##### Data provided #####
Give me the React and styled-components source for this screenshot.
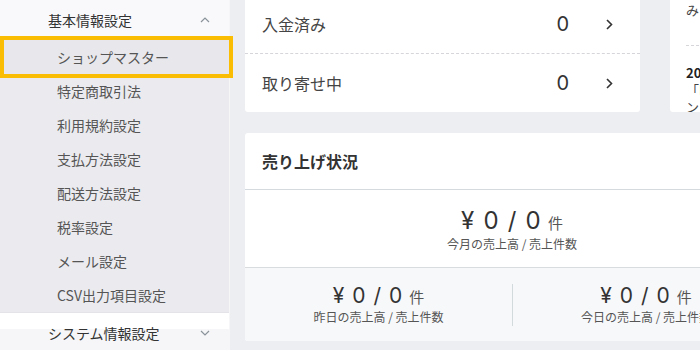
import React from "react";
import styled, { createGlobalStyle } from "styled-components";

const Global = createGlobalStyle`
  html, body { margin: 0; padding: 0; }
  body {
    width: 700px;
    height: 350px;
    overflow: hidden;
    background: #edeef2;
    font-family: "Noto Sans CJK JP", "Liberation Sans", sans-serif;
    color: #333;
  }
`;

const Layout = styled.div`
  display: flex;
  align-items: flex-start;
  width: 1100px;
  height: 350px;
  overflow: hidden;
`;

const Sidebar = styled.nav`
  position: relative;
  z-index: 2;
  flex: 0 0 229px;
  width: 229px;
  height: 350px;
  background: #ebebef;
  border-right: 1px solid #f6f6f8;
  display: flex;
  flex-direction: column;
`;

const GroupHeader = styled.div`
  height: 40px;
  flex: 0 0 40px;
  display: flex;
  align-items: center;
  justify-content: space-between;
  padding: 0 16px 0 48px;
  font-size: 14px;
  color: #333;
  background: ${(p) =>
    p.$split
      ? "linear-gradient(to bottom, #ffffff 0, #ffffff 16px, #f6f6f8 16px)"
      : "#f9f9fb"};
  border-top: ${(p) => (p.$split ? "1px solid #e3e3e8" : "none")};
  box-sizing: border-box;
`;

const Chevron = styled.svg`
  width: 12px;
  height: 12px;
  color: #8a9399;
  margin-right: 2px;
`;

const Item = styled.div`
  position: relative;
  height: 34px;
  flex: 0 0 34px;
  display: flex;
  align-items: center;
  padding-left: 57px;
  font-size: 14px;
  color: #555;
  background: ${(p) => (p.$active ? "#e8e8ec" : "transparent")};
  &::after {
    content: "";
    display: ${(p) => (p.$active ? "block" : "none")};
    position: absolute;
    left: 0;
    right: -4px;
    top: -4px;
    bottom: -4px;
    border: 4px solid #fbbc04;
  }
`;

const Main = styled.main`
  flex: 1;
  padding: 0 0 0 15px;
  display: flex;
  flex-direction: column;
  gap: 21px;
  margin-top: -5px;
`;

const TopRow = styled.div`
  display: flex;
  gap: 30px;
  align-items: flex-start;
`;

const Card = styled.section`
  background: #fff;
  border-radius: 3px;
  width: ${(p) => p.$w}px;
  overflow: hidden;
`;

const StatusRow = styled.div`
  height: 58px;
  display: flex;
  align-items: center;
  padding: 0 27px 0 17px;
  font-size: 16px;
  color: #444;
  & + & {
    border-top: 1px dashed #d6d6da;
  }
`;

const StatusLabel = styled.span`
  flex: 1;
`;

const StatusCount = styled.span`
  font-family: "Inter", "Noto Sans CJK JP", sans-serif;
  font-size: 20px;
  color: #333;
  margin-right: 37px;
`;

const RowArrow = styled.svg`
  width: 7px;
  height: 11px;
  color: #333;
`;

const NewsCard = styled(Card)`
  height: 117px;
  padding: 0 0 0 16px;
  font-size: 13px;
  color: #444;
  line-height: 17px;
`;

const NewsItem = styled.div`
  padding: ${(p) => p.$top}px 0 27px;
  white-space: nowrap;
  & + & {
    border-top: 1px dashed #d6d6da;
  }
`;

const NewsDate = styled.div`
  font-weight: 700;
  color: #222;
`;

const SalesCard = styled(Card)``;

const SalesHeader = styled.div`
  height: 56px;
  display: flex;
  align-items: center;
  padding-left: 17px;
  font-size: 16px;
  font-weight: 700;
  color: #333;
  border-bottom: 1px solid #d4dadd;
`;

const Figure = styled.div`
  display: flex;
  flex-direction: column;
  align-items: center;
  justify-content: center;
  gap: 1px;
`;

const MonthBlock = styled(Figure)`
  height: 78px;
  border-bottom: 1px solid #d8dcdf;
  padding-top: 3px;
  box-sizing: border-box;
`;

const BottomBlock = styled.div`
  height: 73px;
  background: #f7f8fa;
  display: grid;
  grid-template-columns: 1fr 1fr;
  align-items: center;
`;

const Half = styled(Figure)`
  height: 42px;
  & + & {
    border-left: 1px solid #d3dadb;
  }
`;

const Amount = styled.div`
  display: flex;
  align-items: baseline;
  white-space: pre;
  font-family: "Inter", "Noto Sans CJK JP", sans-serif;
  font-size: ${(p) => p.$size}px;
  line-height: 1.1;
  color: #333;
  letter-spacing: 0.05em;
`;

const Unit = styled.span`
  font-family: "Noto Sans CJK JP", sans-serif;
  font-size: 15px;
  color: #555;
  letter-spacing: 0;
  margin-left: 6px;
`;

const Caption = styled.div`
  font-size: 12px;
  color: #555;
`;

const Up = () => (
  <Chevron viewBox="0 0 12 12">
    <path d="M2 8 L6 4 L10 8" fill="none" stroke="currentColor" strokeWidth="1.2" />
  </Chevron>
);
const Down = () => (
  <Chevron viewBox="0 0 12 12">
    <path d="M2 4 L6 8 L10 4" fill="none" stroke="currentColor" strokeWidth="1.2" />
  </Chevron>
);
const Next = () => (
  <RowArrow viewBox="0 0 7 11">
    <path d="M1 1 L5.5 5.5 L1 10" fill="none" stroke="currentColor" strokeWidth="1.6" />
  </RowArrow>
);

const items = [
  "特定商取引法",
  "利用規約設定",
  "支払方法設定",
  "配送方法設定",
  "税率設定",
  "メール設定",
  "CSV出力項目設定",
];

function Sales({ size, caption }) {
  return (
    <>
      <Amount $size={size}>
        {"¥ 0 / 0"}
        <Unit>件</Unit>
      </Amount>
      <Caption>{caption}</Caption>
    </>
  );
}

export default function App() {
  return (
    <>
      <Global />
      <Layout>
        <Sidebar>
          <GroupHeader>
            基本情報設定
            <Up />
          </GroupHeader>
          <Item $active>ショップマスター</Item>
          {items.map((t) => (
            <Item key={t}>{t}</Item>
          ))}
          <GroupHeader $split>
            システム情報設定
            <Down />
          </GroupHeader>
        </Sidebar>
        <Main>
          <TopRow>
            <Card $w={395}>
              <StatusRow>
                <StatusLabel>入金済み</StatusLabel>
                <StatusCount>0</StatusCount>
                <Next />
              </StatusRow>
              <StatusRow>
                <StatusLabel>取り寄せ中</StatusLabel>
                <StatusCount>0</StatusCount>
                <Next />
              </StatusRow>
            </Card>
            <NewsCard $w={360}>
              <NewsItem $top={6}>
                <div>みください。</div>
              </NewsItem>
              <NewsItem $top={18}>
                <NewsDate>2021/04/01</NewsDate>
                <div>「EC-CUBE 4.0.5」をリリースしました。</div>
                <div>ンストールをお願いします。</div>
              </NewsItem>
            </NewsCard>
          </TopRow>
          <SalesCard $w={534}>
            <SalesHeader>売り上げ状況</SalesHeader>
            <MonthBlock>
              <Sales size={24} caption="今月の売上高 / 売上件数" />
            </MonthBlock>
            <BottomBlock>
              <Half>
                <Sales size={21} caption="昨日の売上高 / 売上件数" />
              </Half>
              <Half>
                <Sales size={21} caption="今日の売上高 / 売上件数" />
              </Half>
            </BottomBlock>
          </SalesCard>
        </Main>
      </Layout>
    </>
  );
}
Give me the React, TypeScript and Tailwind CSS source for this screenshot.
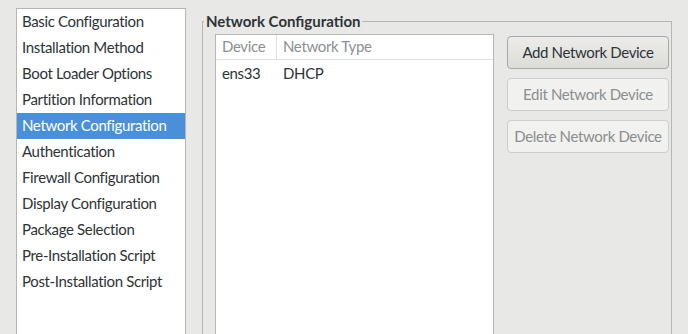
#####
Problem description
Excluding the pictures, reproduce every entry exactly as given.

Result
Give me the React and styled-components source for this screenshot.
import React from "react";
import styled, { createGlobalStyle } from "styled-components";

const Global = createGlobalStyle`
  html, body { margin: 0; padding: 0; }
  body {
    width: 700px;
    height: 350px;
    overflow: hidden;
    background: #edeef2;
    font-family: "Noto Sans CJK JP", "Liberation Sans", sans-serif;
    color: #333;
  }
`;

const Layout = styled.div`
  display: flex;
  align-items: flex-start;
  width: 1100px;
  height: 350px;
  overflow: hidden;
`;

const Sidebar = styled.nav`
  position: relative;
  z-index: 2;
  flex: 0 0 229px;
  width: 229px;
  height: 350px;
  background: #ebebef;
  border-right: 1px solid #f6f6f8;
  display: flex;
  flex-direction: column;
`;

const GroupHeader = styled.div`
  height: 40px;
  flex: 0 0 40px;
  display: flex;
  align-items: center;
  justify-content: space-between;
  padding: 0 16px 0 48px;
  font-size: 14px;
  color: #333;
  background: ${(p) =>
    p.$split
      ? "linear-gradient(to bottom, #ffffff 0, #ffffff 16px, #f6f6f8 16px)"
      : "#f9f9fb"};
  border-top: ${(p) => (p.$split ? "1px solid #e3e3e8" : "none")};
  box-sizing: border-box;
`;

const Chevron = styled.svg`
  width: 12px;
  height: 12px;
  color: #8a9399;
  margin-right: 2px;
`;

const Item = styled.div`
  position: relative;
  height: 34px;
  flex: 0 0 34px;
  display: flex;
  align-items: center;
  padding-left: 57px;
  font-size: 14px;
  color: #555;
  background: ${(p) => (p.$active ? "#e8e8ec" : "transparent")};
  &::after {
    content: "";
    display: ${(p) => (p.$active ? "block" : "none")};
    position: absolute;
    left: 0;
    right: -4px;
    top: -4px;
    bottom: -4px;
    border: 4px solid #fbbc04;
  }
`;

const Main = styled.main`
  flex: 1;
  padding: 0 0 0 15px;
  display: flex;
  flex-direction: column;
  gap: 21px;
  margin-top: -5px;
`;

const TopRow = styled.div`
  display: flex;
  gap: 30px;
  align-items: flex-start;
`;

const Card = styled.section`
  background: #fff;
  border-radius: 3px;
  width: ${(p) => p.$w}px;
  overflow: hidden;
`;

const StatusRow = styled.div`
  height: 58px;
  display: flex;
  align-items: center;
  padding: 0 27px 0 17px;
  font-size: 16px;
  color: #444;
  & + & {
    border-top: 1px dashed #d6d6da;
  }
`;

const StatusLabel = styled.span`
  flex: 1;
`;

const StatusCount = styled.span`
  font-family: "Inter", "Noto Sans CJK JP", sans-serif;
  font-size: 20px;
  color: #333;
  margin-right: 37px;
`;

const RowArrow = styled.svg`
  width: 7px;
  height: 11px;
  color: #333;
`;

const NewsCard = styled(Card)`
  height: 117px;
  padding: 0 0 0 16px;
  font-size: 13px;
  color: #444;
  line-height: 17px;
`;

const NewsItem = styled.div`
  padding: ${(p) => p.$top}px 0 27px;
  white-space: nowrap;
  & + & {
    border-top: 1px dashed #d6d6da;
  }
`;

const NewsDate = styled.div`
  font-weight: 700;
  color: #222;
`;

const SalesCard = styled(Card)``;

const SalesHeader = styled.div`
  height: 56px;
  display: flex;
  align-items: center;
  padding-left: 17px;
  font-size: 16px;
  font-weight: 700;
  color: #333;
  border-bottom: 1px solid #d4dadd;
`;

const Figure = styled.div`
  display: flex;
  flex-direction: column;
  align-items: center;
  justify-content: center;
  gap: 1px;
`;

const MonthBlock = styled(Figure)`
  height: 78px;
  border-bottom: 1px solid #d8dcdf;
  padding-top: 3px;
  box-sizing: border-box;
`;

const BottomBlock = styled.div`
  height: 73px;
  background: #f7f8fa;
  display: grid;
  grid-template-columns: 1fr 1fr;
  align-items: center;
`;

const Half = styled(Figure)`
  height: 42px;
  & + & {
    border-left: 1px solid #d3dadb;
  }
`;

const Amount = styled.div`
  display: flex;
  align-items: baseline;
  white-space: pre;
  font-family: "Inter", "Noto Sans CJK JP", sans-serif;
  font-size: ${(p) => p.$size}px;
  line-height: 1.1;
  color: #333;
  letter-spacing: 0.05em;
`;

const Unit = styled.span`
  font-family: "Noto Sans CJK JP", sans-serif;
  font-size: 15px;
  color: #555;
  letter-spacing: 0;
  margin-left: 6px;
`;

const Caption = styled.div`
  font-size: 12px;
  color: #555;
`;

const Up = () => (
  <Chevron viewBox="0 0 12 12">
    <path d="M2 8 L6 4 L10 8" fill="none" stroke="currentColor" strokeWidth="1.2" />
  </Chevron>
);
const Down = () => (
  <Chevron viewBox="0 0 12 12">
    <path d="M2 4 L6 8 L10 4" fill="none" stroke="currentColor" strokeWidth="1.2" />
  </Chevron>
);
const Next = () => (
  <RowArrow viewBox="0 0 7 11">
    <path d="M1 1 L5.5 5.5 L1 10" fill="none" stroke="currentColor" strokeWidth="1.6" />
  </RowArrow>
);

const items = [
  "特定商取引法",
  "利用規約設定",
  "支払方法設定",
  "配送方法設定",
  "税率設定",
  "メール設定",
  "CSV出力項目設定",
];

function Sales({ size, caption }) {
  return (
    <>
      <Amount $size={size}>
        {"¥ 0 / 0"}
        <Unit>件</Unit>
      </Amount>
      <Caption>{caption}</Caption>
    </>
  );
}

export default function App() {
  return (
    <>
      <Global />
      <Layout>
        <Sidebar>
          <GroupHeader>
            基本情報設定
            <Up />
          </GroupHeader>
          <Item $active>ショップマスター</Item>
          {items.map((t) => (
            <Item key={t}>{t}</Item>
          ))}
          <GroupHeader $split>
            システム情報設定
            <Down />
          </GroupHeader>
        </Sidebar>
        <Main>
          <TopRow>
            <Card $w={395}>
              <StatusRow>
                <StatusLabel>入金済み</StatusLabel>
                <StatusCount>0</StatusCount>
                <Next />
              </StatusRow>
              <StatusRow>
                <StatusLabel>取り寄せ中</StatusLabel>
                <StatusCount>0</StatusCount>
                <Next />
              </StatusRow>
            </Card>
            <NewsCard $w={360}>
              <NewsItem $top={6}>
                <div>みください。</div>
              </NewsItem>
              <NewsItem $top={18}>
                <NewsDate>2021/04/01</NewsDate>
                <div>「EC-CUBE 4.0.5」をリリースしました。</div>
                <div>ンストールをお願いします。</div>
              </NewsItem>
            </NewsCard>
          </TopRow>
          <SalesCard $w={534}>
            <SalesHeader>売り上げ状況</SalesHeader>
            <MonthBlock>
              <Sales size={24} caption="今月の売上高 / 売上件数" />
            </MonthBlock>
            <BottomBlock>
              <Half>
                <Sales size={21} caption="昨日の売上高 / 売上件数" />
              </Half>
              <Half>
                <Sales size={21} caption="今日の売上高 / 売上件数" />
              </Half>
            </BottomBlock>
          </SalesCard>
        </Main>
      </Layout>
    </>
  );
}
Give me the React, TypeScript and Tailwind CSS source for this screenshot.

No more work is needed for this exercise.